Wednesday, September 24, 2008

Hope NOW? Hope Never!

Remember how Hope Now was supposed to help all of the home owners in trouble and stop the record number of foreclosures? A little renegotiation between the lenders and the homeowners and everything would be OK. Boy those were the good old days.

Now we are asking if the record $700 billion bailout will help homeowners. There is an article from the San Fransisco Chronicle titled How bailout might help troubled homeowners. Lets take a look -

Under Democratic pressure, Republicans and the Treasury Department on Monday agreed that the bailout plan, which is still in flux, will include some kind of help for distressed homeowners. But just how this will be structured is a matter of fierce contention.


Some economists say that modifying home loans to make them more affordable will slow down the masses of foreclosures, thus putting the brakes on plunging home prices.


"If we solve the foreclosure problem at the consumer level, the root cause of the present problem, we will increase the value of mortgage-related securities and reduce the losses to the system," wrote Ken Rosen, chairman of the Fisher Center for Real Estate and Urban Economics at UC Berkeley, in a position statement. "Foreclosures, all else equal, will double the loss on mortgages versus a loan modification program that keeps people in their houses."


...
But Dean Baker, director of the Center for Economic and Policy Research, a progressive think tank in Washington, D.C., said he thinks far fewer homeowners will turn out to be financially qualified for a modification.

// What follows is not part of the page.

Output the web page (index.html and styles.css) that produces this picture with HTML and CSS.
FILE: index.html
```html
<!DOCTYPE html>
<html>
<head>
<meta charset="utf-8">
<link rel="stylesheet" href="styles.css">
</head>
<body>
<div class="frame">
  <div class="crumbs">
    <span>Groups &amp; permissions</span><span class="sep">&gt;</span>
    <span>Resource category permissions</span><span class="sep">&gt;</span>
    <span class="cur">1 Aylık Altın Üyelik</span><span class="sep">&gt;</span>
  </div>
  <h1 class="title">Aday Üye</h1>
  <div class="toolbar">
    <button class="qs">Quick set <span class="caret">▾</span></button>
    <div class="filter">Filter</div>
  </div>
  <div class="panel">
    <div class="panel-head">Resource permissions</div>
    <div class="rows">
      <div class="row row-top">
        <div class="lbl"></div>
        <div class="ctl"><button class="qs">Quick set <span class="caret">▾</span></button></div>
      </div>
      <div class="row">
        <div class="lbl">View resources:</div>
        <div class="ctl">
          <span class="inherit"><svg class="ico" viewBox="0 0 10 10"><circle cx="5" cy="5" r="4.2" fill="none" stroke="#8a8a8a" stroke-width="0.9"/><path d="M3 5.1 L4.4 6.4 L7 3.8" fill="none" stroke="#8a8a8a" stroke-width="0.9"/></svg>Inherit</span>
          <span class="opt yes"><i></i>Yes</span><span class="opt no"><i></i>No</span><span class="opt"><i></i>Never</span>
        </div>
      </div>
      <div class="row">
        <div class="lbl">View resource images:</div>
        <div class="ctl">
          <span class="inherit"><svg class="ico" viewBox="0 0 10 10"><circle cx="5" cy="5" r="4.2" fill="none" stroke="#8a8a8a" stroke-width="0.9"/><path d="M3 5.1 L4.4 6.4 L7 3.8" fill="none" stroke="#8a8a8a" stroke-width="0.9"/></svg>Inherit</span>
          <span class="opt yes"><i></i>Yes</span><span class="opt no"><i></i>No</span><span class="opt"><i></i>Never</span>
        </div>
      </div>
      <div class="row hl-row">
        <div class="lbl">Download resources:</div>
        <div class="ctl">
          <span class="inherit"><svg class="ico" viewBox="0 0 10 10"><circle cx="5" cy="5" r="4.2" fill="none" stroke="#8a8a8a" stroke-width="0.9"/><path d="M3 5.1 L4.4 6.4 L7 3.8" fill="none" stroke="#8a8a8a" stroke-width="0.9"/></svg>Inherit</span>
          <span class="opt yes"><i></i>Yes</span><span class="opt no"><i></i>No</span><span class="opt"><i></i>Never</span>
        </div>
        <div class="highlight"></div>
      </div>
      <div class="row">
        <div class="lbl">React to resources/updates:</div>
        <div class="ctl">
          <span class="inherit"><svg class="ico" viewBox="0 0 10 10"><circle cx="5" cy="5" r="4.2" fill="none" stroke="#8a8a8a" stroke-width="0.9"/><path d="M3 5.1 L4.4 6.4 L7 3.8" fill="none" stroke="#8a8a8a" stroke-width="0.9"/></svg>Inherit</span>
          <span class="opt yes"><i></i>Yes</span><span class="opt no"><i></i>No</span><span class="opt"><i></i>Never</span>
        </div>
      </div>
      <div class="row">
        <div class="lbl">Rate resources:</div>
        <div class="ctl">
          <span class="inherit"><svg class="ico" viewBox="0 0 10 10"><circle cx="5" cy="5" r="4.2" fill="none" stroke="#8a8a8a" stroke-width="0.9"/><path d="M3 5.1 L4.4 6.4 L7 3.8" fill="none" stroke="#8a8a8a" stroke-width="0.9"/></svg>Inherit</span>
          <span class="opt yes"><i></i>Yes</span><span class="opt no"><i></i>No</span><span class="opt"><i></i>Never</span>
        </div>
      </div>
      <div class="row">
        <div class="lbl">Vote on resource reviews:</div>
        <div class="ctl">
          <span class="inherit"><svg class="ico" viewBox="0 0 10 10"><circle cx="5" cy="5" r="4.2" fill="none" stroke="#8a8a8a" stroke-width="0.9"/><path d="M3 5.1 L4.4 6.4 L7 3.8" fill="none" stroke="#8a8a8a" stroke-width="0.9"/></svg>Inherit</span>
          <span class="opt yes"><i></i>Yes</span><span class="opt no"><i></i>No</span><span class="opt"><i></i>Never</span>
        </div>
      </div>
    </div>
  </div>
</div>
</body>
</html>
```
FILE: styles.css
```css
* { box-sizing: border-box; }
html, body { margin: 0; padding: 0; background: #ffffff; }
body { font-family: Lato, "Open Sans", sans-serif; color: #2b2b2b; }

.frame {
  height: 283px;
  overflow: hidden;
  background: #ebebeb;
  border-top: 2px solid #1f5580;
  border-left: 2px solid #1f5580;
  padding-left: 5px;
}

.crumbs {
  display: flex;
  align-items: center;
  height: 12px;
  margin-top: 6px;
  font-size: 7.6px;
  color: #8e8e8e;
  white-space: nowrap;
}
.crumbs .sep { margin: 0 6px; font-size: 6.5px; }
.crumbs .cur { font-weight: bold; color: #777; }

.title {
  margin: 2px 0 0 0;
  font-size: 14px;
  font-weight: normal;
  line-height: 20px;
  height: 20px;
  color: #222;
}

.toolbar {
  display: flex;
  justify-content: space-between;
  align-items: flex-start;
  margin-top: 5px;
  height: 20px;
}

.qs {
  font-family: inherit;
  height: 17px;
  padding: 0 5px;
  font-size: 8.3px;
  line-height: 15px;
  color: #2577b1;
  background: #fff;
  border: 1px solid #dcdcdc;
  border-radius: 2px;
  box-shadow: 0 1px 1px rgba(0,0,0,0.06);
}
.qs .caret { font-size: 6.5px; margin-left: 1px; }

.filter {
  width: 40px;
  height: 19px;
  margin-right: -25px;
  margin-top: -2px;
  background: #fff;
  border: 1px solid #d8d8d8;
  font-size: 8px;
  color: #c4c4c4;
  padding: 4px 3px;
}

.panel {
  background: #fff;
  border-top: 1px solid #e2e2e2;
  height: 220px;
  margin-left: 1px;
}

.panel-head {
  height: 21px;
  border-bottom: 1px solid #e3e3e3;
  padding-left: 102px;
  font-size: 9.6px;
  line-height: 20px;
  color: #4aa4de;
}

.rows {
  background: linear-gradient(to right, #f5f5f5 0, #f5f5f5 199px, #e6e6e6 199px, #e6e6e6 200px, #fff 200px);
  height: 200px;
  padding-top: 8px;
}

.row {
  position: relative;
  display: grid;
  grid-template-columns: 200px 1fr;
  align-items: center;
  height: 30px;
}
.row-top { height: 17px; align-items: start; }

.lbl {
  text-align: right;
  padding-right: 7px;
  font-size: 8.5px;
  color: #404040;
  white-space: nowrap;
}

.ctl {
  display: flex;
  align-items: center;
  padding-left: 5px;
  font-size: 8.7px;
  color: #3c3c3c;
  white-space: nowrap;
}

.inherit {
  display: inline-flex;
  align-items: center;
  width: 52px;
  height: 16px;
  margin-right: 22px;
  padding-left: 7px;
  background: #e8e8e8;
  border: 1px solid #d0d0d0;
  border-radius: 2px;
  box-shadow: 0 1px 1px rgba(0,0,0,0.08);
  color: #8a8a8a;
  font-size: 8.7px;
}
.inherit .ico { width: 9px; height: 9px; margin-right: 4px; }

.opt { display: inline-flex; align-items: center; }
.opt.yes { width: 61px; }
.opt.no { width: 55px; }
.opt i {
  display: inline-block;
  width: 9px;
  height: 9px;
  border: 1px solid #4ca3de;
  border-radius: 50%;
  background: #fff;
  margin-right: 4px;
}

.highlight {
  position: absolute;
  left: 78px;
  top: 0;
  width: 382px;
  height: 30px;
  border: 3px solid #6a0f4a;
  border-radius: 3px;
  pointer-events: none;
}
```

"If someone can't afford it, we're not going to buy them a house," he said. "I don't think it will transform the housing market. Maybe it will reduce the number of foreclosures by 10 percent or 15 percent if we're lucky. We still have an awful lot of people with mortgages they can't afford."


Also interesting at the end of the article there is a review of calls made to a housing hot line designed to keep people in their homes. Approximately 20% of the calls need budget counseling prior to even entering a contract, 10% want to leave their homes (sell or walk away), 35% would not ever be qualified due to income, 17.5% may be qualified but there are too many problems and only 17.5% qualified for a loan modification actually make it to completion. And these are the people reaching out for help.

2 comments:

Tom said...

The issue with HOPE Now, in my opinion, is that part of it replies on lenders to agree to a 10% reduction in principle to refinance into an FHA fixed rate mortgage.

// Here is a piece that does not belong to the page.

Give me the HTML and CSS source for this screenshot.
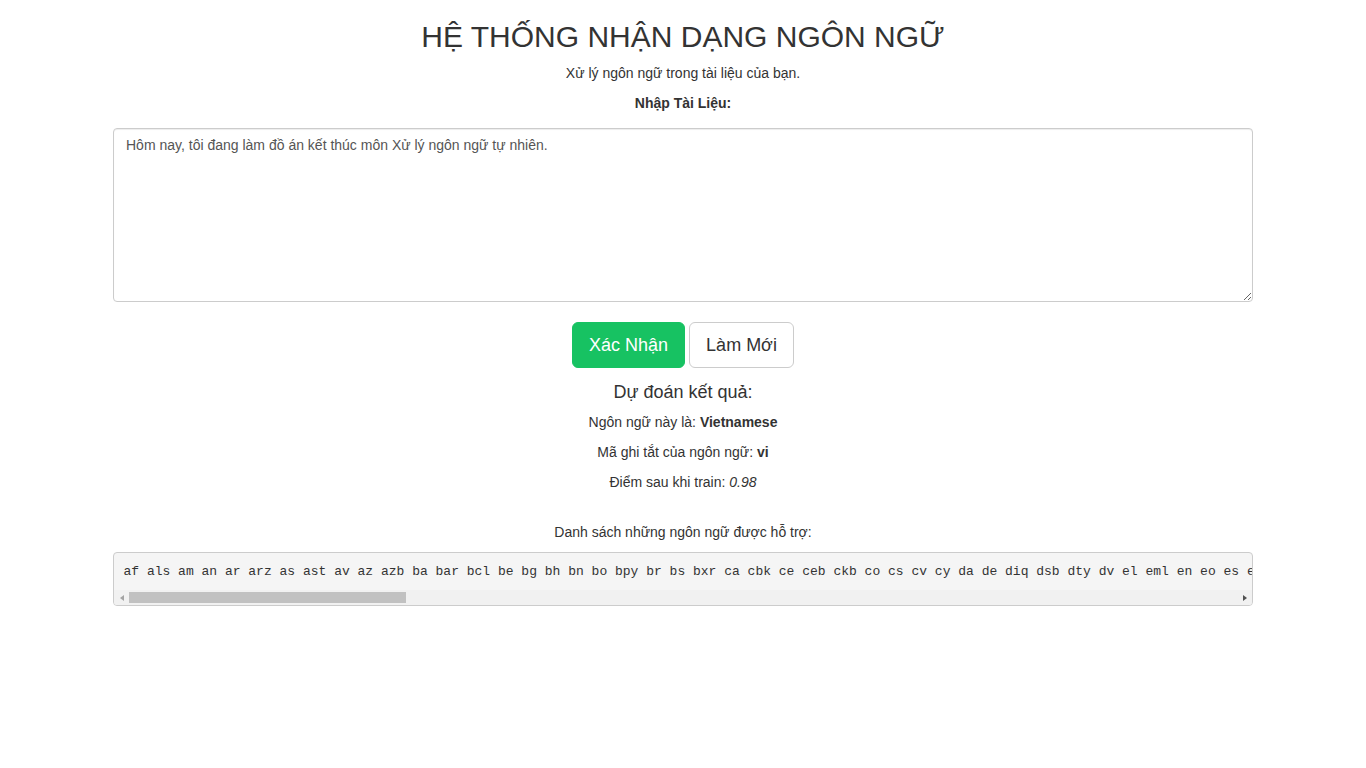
FILE: index.html
```html
<!DOCTYPE html>
<html lang="vi">
<head>
<meta charset="utf-8">
<title>Hệ thống nhận dạng ngôn ngữ</title>
<link rel="stylesheet" href="styles.css">
</head>
<body>
<div class="container">
  <h2 class="title">HỆ THỐNG NHẬN DẠNG NGÔN NGỮ</h2>
  <p class="center">Xử lý ngôn ngữ trong tài liệu của bạn.</p>
  <form class="form">
    <p class="center"><label class="label">Nhập Tài Liệu:</label></p>
    <textarea class="form-control" rows="8">Hôm nay, tôi đang làm đồ án kết thúc môn Xử lý ngôn ngữ tự nhiên.</textarea>
    <div class="actions">
      <button type="button" class="btn btn-success">Xác Nhận</button>
      <button type="button" class="btn btn-default">Làm Mới</button>
    </div>
  </form>
  <h4 class="result-title">Dự đoán kết quả:</h4>
  <p class="center">Ngôn ngữ này là: <b>Vietnamese</b></p>
  <p class="center">Mã ghi tắt của ngôn ngữ: <b>vi</b></p>
  <p class="center">Điểm sau khi train: <i>0.98</i></p>
  <p class="center list-title">Danh sách những ngôn ngữ được hỗ trợ:</p>
  <div class="langs-box">
    <pre class="langs">af als am an ar arz as ast av az azb ba bar bcl be bg bh bn bo bpy br bs bxr ca cbk ce ceb ckb co cs cv cy da de diq dsb dty dv el eml en eo es et eu fa fi fr frr fy ga gd gl gn gom gu gv he hi hif hr hsb ht hu hy ia id ie ilo io is it ja jbo jv ka kk km kn ko krc ku kv kw ky la lb lez li lmo lo lrc lt lv mai mg mhr min mk ml mn mr mrj ms mt mwl my myv mzn nah nap nds ne new nl nn no oc or os pa pam pfl pl pms pnb ps pt qu rm ro ru rue sa sah sc scn sco sd sh si sk sl so sq sr su sv sw ta te tg th tk tl tr tt tyv ug uk ur uz vec vep vi vls vo wa war wuu xal xmf yi yo yue zh</pre>
    <div class="hscroll">
      <span class="sb-btn"><span class="arrow arrow-left"></span></span>
      <div class="sb-track"><div class="sb-thumb" style="width: 277px"></div></div>
      <span class="sb-btn"><span class="arrow arrow-right"></span></span>
    </div>
  </div>
</div>
</body>
</html>
```
FILE: styles.css
```css
* { box-sizing: border-box; }
html, body { margin: 0; padding: 0; }
body {
  font-family: "Liberation Sans", Arial, sans-serif;
  font-size: 14px;
  line-height: 20px;
  color: #333;
  background: #fff;
}
.container {
  width: 1170px;
  margin: 0 auto;
  padding: 0 15px;
}
.title {
  margin: 20px 0 10px;
  font-size: 30px;
  font-weight: normal;
  line-height: 33px;
  text-align: center;
  color: #333;
}
.center { text-align: center; margin: 0 0 10px; }
.form { margin: 0; }
.label { font-weight: bold; display: inline-block; }
.form .center { margin-bottom: 15px; }
.form-control {
  display: block;
  width: 100%;
  height: 174px;
  padding: 6px 12px;
  font-family: "Liberation Sans", Arial, sans-serif;
  font-size: 14px;
  line-height: 20px;
  color: #555;
  background: #fff;
  border: 1px solid #ccc;
  border-radius: 4px;
  box-shadow: inset 0 1px 1px rgba(0,0,0,.075);
  resize: vertical;
  margin: 0;
}
.actions {
  display: flex;
  justify-content: center;
  gap: 4px;
  margin-top: 20px;
}
.btn {
  font-family: "Liberation Sans", Arial, sans-serif;
  font-size: 18px;
  line-height: 24px;
  padding: 10px 16px;
  border-radius: 6px;
  border: 1px solid transparent;
  cursor: pointer;
}
.btn-success { background: #17c262; border-color: #17c262; color: #fff; }
.btn-default { background: #fff; border-color: #ccc; color: #333; }
.result-title {
  margin: 14px 0 10px;
  font-size: 18px;
  font-weight: normal;
  line-height: 20px;
  text-align: center;
}
.list-title { margin-top: 30px; }
.langs-box {
  margin: 0 0 10px;
  background: #f5f5f5;
  border: 1px solid #ccc;
  border-radius: 4px;
  overflow: hidden;
}
.langs {
  display: block;
  margin: 0;
  padding: 9.5px 9.5px 9px;
  font-family: "Liberation Mono", "Courier New", monospace;
  font-size: 13px;
  line-height: 18.5px;
  color: #333;
  white-space: pre;
  overflow: hidden;
}
.hscroll {
  display: flex;
  height: 15px;
  background: #f1f1f1;
}
.sb-btn {
  flex: 0 0 15px;
  display: flex;
  align-items: center;
  justify-content: center;
}
.arrow {
  width: 0;
  height: 0;
  border-top: 3.5px solid transparent;
  border-bottom: 3.5px solid transparent;
}
.arrow-left { border-right: 4px solid #a3a3a3; }
.arrow-right { border-left: 4px solid #505050; }
.sb-track {
  flex: 1;
  padding: 2px 0;
}
.sb-thumb {
  height: 11px;
  background: #c1c1c1;
}
```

I don't think lenders are too happy with that even though the alternative isn't any better and probably worse. Don't have exact numbers but it looks like a lot of modifications involve extending the term and lower payments. If anything principle is added to cover delinquency fees.

So many loans were just so bad that there was no way they can qualify the current homeowner to stay in the house under the current conditions.

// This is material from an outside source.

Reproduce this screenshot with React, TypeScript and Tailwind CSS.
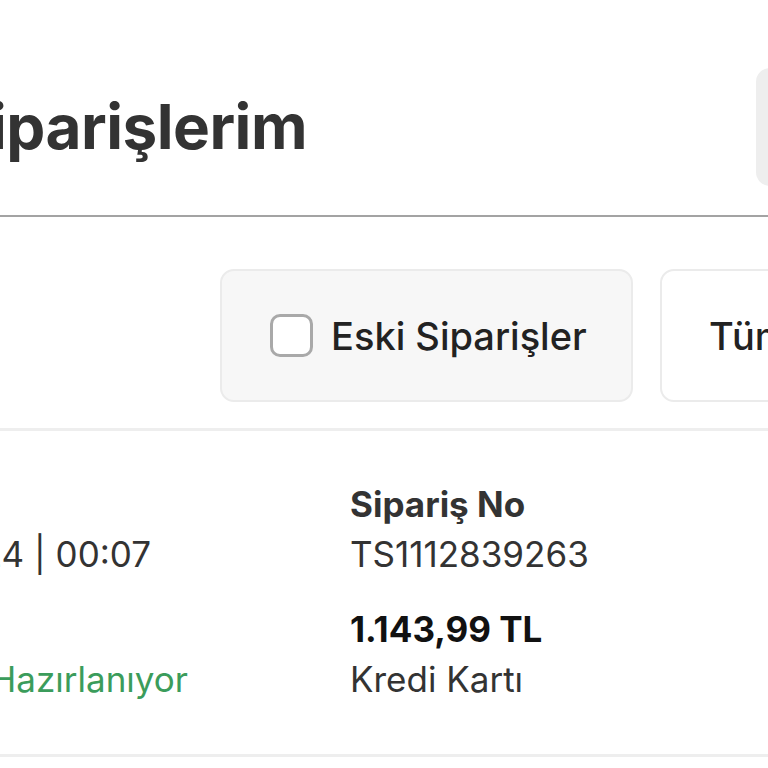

Banks are in a real tight spot here.

The good thing about HOPE Now though, is that they do not charge up front fees. There are a number of companies going after the same homeowners, charging up front fees and some according to lawsuits filed by various State Attorney Generals, are not delivering on their promises.

Tom said...

Crap I knew I messed something up. To refinance into an FHA loan under the program it's not 90% of principle, it's 90% of FMV. Makes it less enticing to the lender.

It also wipes out second liens so it's as if we fast forwarded to the auction date and the current borrower gets to buy their own house at auction but everyone saves time and money.

The Hope Now Alliance is also made up by a lot of lenders.